» DIRECTION
An exact copy of all the data is required, with pictures left out.

» DATASET EXCERPT
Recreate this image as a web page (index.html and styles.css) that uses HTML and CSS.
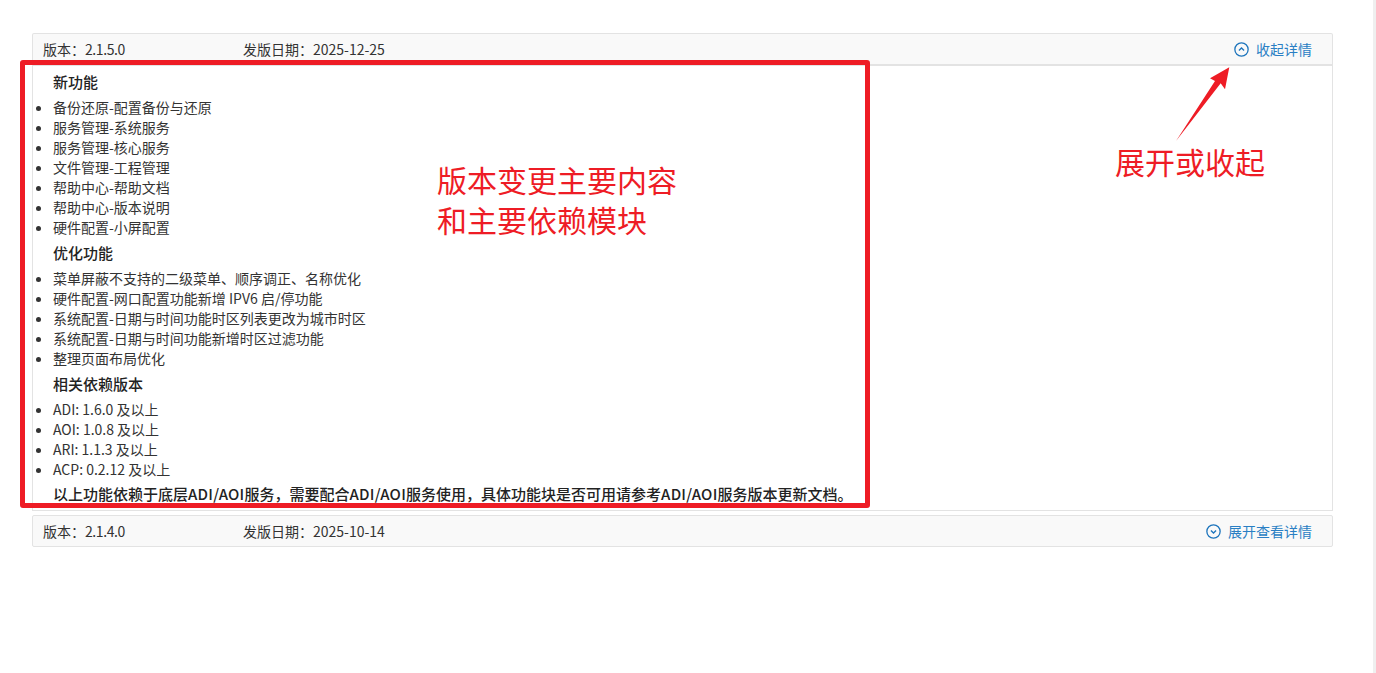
FILE: index.html
```html
<!DOCTYPE html>
<html lang="zh-CN">
<head>
<meta charset="utf-8">
<title>版本说明</title>
<link rel="stylesheet" href="styles.css">
</head>
<body>
<div class="page">
  <main class="releases">
    <section class="release">
      <header class="release-head">
        <span class="version">版本：<span class="num">2.1.5.0</span></span>
        <span class="date">发版日期：2025-12-25</span>
        <a class="toggle"><svg class="toggle-icon" viewBox="0 0 14 14"><circle cx="7" cy="7" r="6.2"/><path d="M4.6 8 7 5.6 9.4 8"/></svg>收起详情</a>
      </header>
      <div class="release-body">
        <h4 class="first">新功能</h4>
        <ul>
          <li>备份还原-配置备份与还原</li>
          <li>服务管理-系统服务</li>
          <li>服务管理-核心服务</li>
          <li>文件管理-工程管理</li>
          <li>帮助中心-帮助文档</li>
          <li>帮助中心-版本说明</li>
          <li>硬件配置-小屏配置</li>
        </ul>
        <h4>优化功能</h4>
        <ul>
          <li>菜单屏蔽不支持的二级菜单、顺序调正、名称优化</li>
          <li>硬件配置-网口配置功能新增 IPV6 启/停功能</li>
          <li>系统配置-日期与时间功能时区列表更改为城市时区</li>
          <li>系统配置-日期与时间功能新增时区过滤功能</li>
          <li>整理页面布局优化</li>
        </ul>
        <h4>相关依赖版本</h4>
        <ul>
          <li>ADI: 1.6.0 及以上</li>
          <li>AOI: 1.0.8 及以上</li>
          <li>ARI: 1.1.3 及以上</li>
          <li>ACP: 0.2.12 及以上</li>
        </ul>
        <h4 class="note">以上功能依赖于底层<span class="latin">ADI/AOI</span>服务，需要配合<span class="latin">ADI/AOI</span>服务使用，具体功能块是否可用请参考<span class="latin">ADI/AOI</span>服务版本更新文档。</h4>
      </div>
    </section>
    <section class="release">
      <header class="release-head closed">
        <span class="version">版本：<span class="num">2.1.4.0</span></span>
        <span class="date">发版日期：2025-10-14</span>
        <a class="toggle"><svg class="toggle-icon" viewBox="0 0 14 14"><circle cx="7" cy="7" r="6.2"/><path d="M4.6 6 7 8.4 9.4 6"/></svg>展开查看详情</a>
      </header>
    </section>
  </main>
  <div class="scroll-track"></div>
</div>
<div class="mark-box"></div>
<div class="mark-text mark-main">版本变更主要内容<br>和主要依赖模块</div>
<div class="mark-text mark-toggle">展开或收起</div>
<svg class="mark-arrow" viewBox="0 0 60 80"><path d="M0 79 39 19 34 16.3 53.3 5.3 49 27.3 44.7 21.3Z"/></svg>
</body>
</html>
```
FILE: styles.css
```css
* { box-sizing: border-box; }
html, body { margin: 0; height: 100%; overflow: hidden; background: #fff; }
body {
  font-family: "Noto Sans CJK SC", "Noto Sans", sans-serif;
  font-size: 14px;
  line-height: 20px;
  color: #333;
}
.page { display: flex; height: 673px; }
.releases { flex: 1; padding: 33px 40px 0 32px; }
.release { margin-bottom: 4px; }
.release-head {
  display: flex;
  align-items: center;
  height: 33px;
  padding: 0 20px 0 10px;
  background: #f9f9f9;
  border: 1px solid #e3e3e3;
  border-bottom-width: 2px;
  border-radius: 2px 2px 0 0;
}
.release-head.closed { height: 32px; border-bottom-width: 1px; border-radius: 2px; }
.version { width: 200px; }
.num { letter-spacing: -0.4px; }
.latin { letter-spacing: 0.25px; }
.toggle { display: flex; align-items: center; margin-left: auto; color: #2a7fc4; }
.toggle-icon {
  width: 15px;
  height: 15px;
  margin-right: 7px;
  fill: none;
  stroke: #1c74bc;
  stroke-width: 1.2;
}
.release-body {
  height: 445px;
  padding: 6px 0 0 20px;
  border: 1px solid #e3e3e3;
  border-top: 0;
}
h4 { margin: 6px 0 5px; font-size: 15px; line-height: 20px; font-weight: 500; color: #222; }
h4.first { margin-top: 0; }
h4.note { margin-top: 5px; margin-bottom: 0; white-space: nowrap; }
ul { margin: 0; padding: 0; }
li { list-style-position: outside; }
.scroll-track { width: 3px; flex: none; background: #efefef; }
.mark-box {
  position: absolute;
  left: 20px;
  top: 60px;
  width: 850px;
  height: 448px;
  border: 5px solid #ee1c25;
  border-radius: 3px;
}
.mark-text {
  position: absolute;
  color: #ee1c25;
  font-size: 30px;
  line-height: 40px;
  font-weight: 400;
  white-space: nowrap;
}
.mark-main { left: 437px; top: 159px; }
.mark-toggle { left: 1115px; top: 141px; }
.mark-arrow { position: absolute; left: 1176px; top: 62px; width: 60px; height: 80px; fill: #ee1c25; }
```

» ANSWER FOR THIS EXERCISE
Recreate this image as a web page (index.html and styles.css) that uses HTML and CSS.
FILE: index.html
```html
<!DOCTYPE html>
<html lang="zh-CN">
<head>
<meta charset="utf-8">
<title>版本说明</title>
<link rel="stylesheet" href="styles.css">
</head>
<body>
<div class="page">
  <main class="releases">
    <section class="release">
      <header class="release-head">
        <span class="version">版本：<span class="num">2.1.5.0</span></span>
        <span class="date">发版日期：2025-12-25</span>
        <a class="toggle"><svg class="toggle-icon" viewBox="0 0 14 14"><circle cx="7" cy="7" r="6.2"/><path d="M4.6 8 7 5.6 9.4 8"/></svg>收起详情</a>
      </header>
      <div class="release-body">
        <h4 class="first">新功能</h4>
        <ul>
          <li>备份还原-配置备份与还原</li>
          <li>服务管理-系统服务</li>
          <li>服务管理-核心服务</li>
          <li>文件管理-工程管理</li>
          <li>帮助中心-帮助文档</li>
          <li>帮助中心-版本说明</li>
          <li>硬件配置-小屏配置</li>
        </ul>
        <h4>优化功能</h4>
        <ul>
          <li>菜单屏蔽不支持的二级菜单、顺序调正、名称优化</li>
          <li>硬件配置-网口配置功能新增 IPV6 启/停功能</li>
          <li>系统配置-日期与时间功能时区列表更改为城市时区</li>
          <li>系统配置-日期与时间功能新增时区过滤功能</li>
          <li>整理页面布局优化</li>
        </ul>
        <h4>相关依赖版本</h4>
        <ul>
          <li>ADI: 1.6.0 及以上</li>
          <li>AOI: 1.0.8 及以上</li>
          <li>ARI: 1.1.3 及以上</li>
          <li>ACP: 0.2.12 及以上</li>
        </ul>
        <h4 class="note">以上功能依赖于底层<span class="latin">ADI/AOI</span>服务，需要配合<span class="latin">ADI/AOI</span>服务使用，具体功能块是否可用请参考<span class="latin">ADI/AOI</span>服务版本更新文档。</h4>
      </div>
    </section>
    <section class="release">
      <header class="release-head closed">
        <span class="version">版本：<span class="num">2.1.4.0</span></span>
        <span class="date">发版日期：2025-10-14</span>
        <a class="toggle"><svg class="toggle-icon" viewBox="0 0 14 14"><circle cx="7" cy="7" r="6.2"/><path d="M4.6 6 7 8.4 9.4 6"/></svg>展开查看详情</a>
      </header>
    </section>
  </main>
  <div class="scroll-track"></div>
</div>
<div class="mark-box"></div>
<div class="mark-text mark-main">版本变更主要内容<br>和主要依赖模块</div>
<div class="mark-text mark-toggle">展开或收起</div>
<svg class="mark-arrow" viewBox="0 0 60 80"><path d="M0 79 39 19 34 16.3 53.3 5.3 49 27.3 44.7 21.3Z"/></svg>
</body>
</html>
```
FILE: styles.css
```css
* { box-sizing: border-box; }
html, body { margin: 0; height: 100%; overflow: hidden; background: #fff; }
body {
  font-family: "Noto Sans CJK SC", "Noto Sans", sans-serif;
  font-size: 14px;
  line-height: 20px;
  color: #333;
}
.page { display: flex; height: 673px; }
.releases { flex: 1; padding: 33px 40px 0 32px; }
.release { margin-bottom: 4px; }
.release-head {
  display: flex;
  align-items: center;
  height: 33px;
  padding: 0 20px 0 10px;
  background: #f9f9f9;
  border: 1px solid #e3e3e3;
  border-bottom-width: 2px;
  border-radius: 2px 2px 0 0;
}
.release-head.closed { height: 32px; border-bottom-width: 1px; border-radius: 2px; }
.version { width: 200px; }
.num { letter-spacing: -0.4px; }
.latin { letter-spacing: 0.25px; }
.toggle { display: flex; align-items: center; margin-left: auto; color: #2a7fc4; }
.toggle-icon {
  width: 15px;
  height: 15px;
  margin-right: 7px;
  fill: none;
  stroke: #1c74bc;
  stroke-width: 1.2;
}
.release-body {
  height: 445px;
  padding: 6px 0 0 20px;
  border: 1px solid #e3e3e3;
  border-top: 0;
}
h4 { margin: 6px 0 5px; font-size: 15px; line-height: 20px; font-weight: 500; color: #222; }
h4.first { margin-top: 0; }
h4.note { margin-top: 5px; margin-bottom: 0; white-space: nowrap; }
ul { margin: 0; padding: 0; }
li { list-style-position: outside; }
.scroll-track { width: 3px; flex: none; background: #efefef; }
.mark-box {
  position: absolute;
  left: 20px;
  top: 60px;
  width: 850px;
  height: 448px;
  border: 5px solid #ee1c25;
  border-radius: 3px;
}
.mark-text {
  position: absolute;
  color: #ee1c25;
  font-size: 30px;
  line-height: 40px;
  font-weight: 400;
  white-space: nowrap;
}
.mark-main { left: 437px; top: 159px; }
.mark-toggle { left: 1115px; top: 141px; }
.mark-arrow { position: absolute; left: 1176px; top: 62px; width: 60px; height: 80px; fill: #ee1c25; }
```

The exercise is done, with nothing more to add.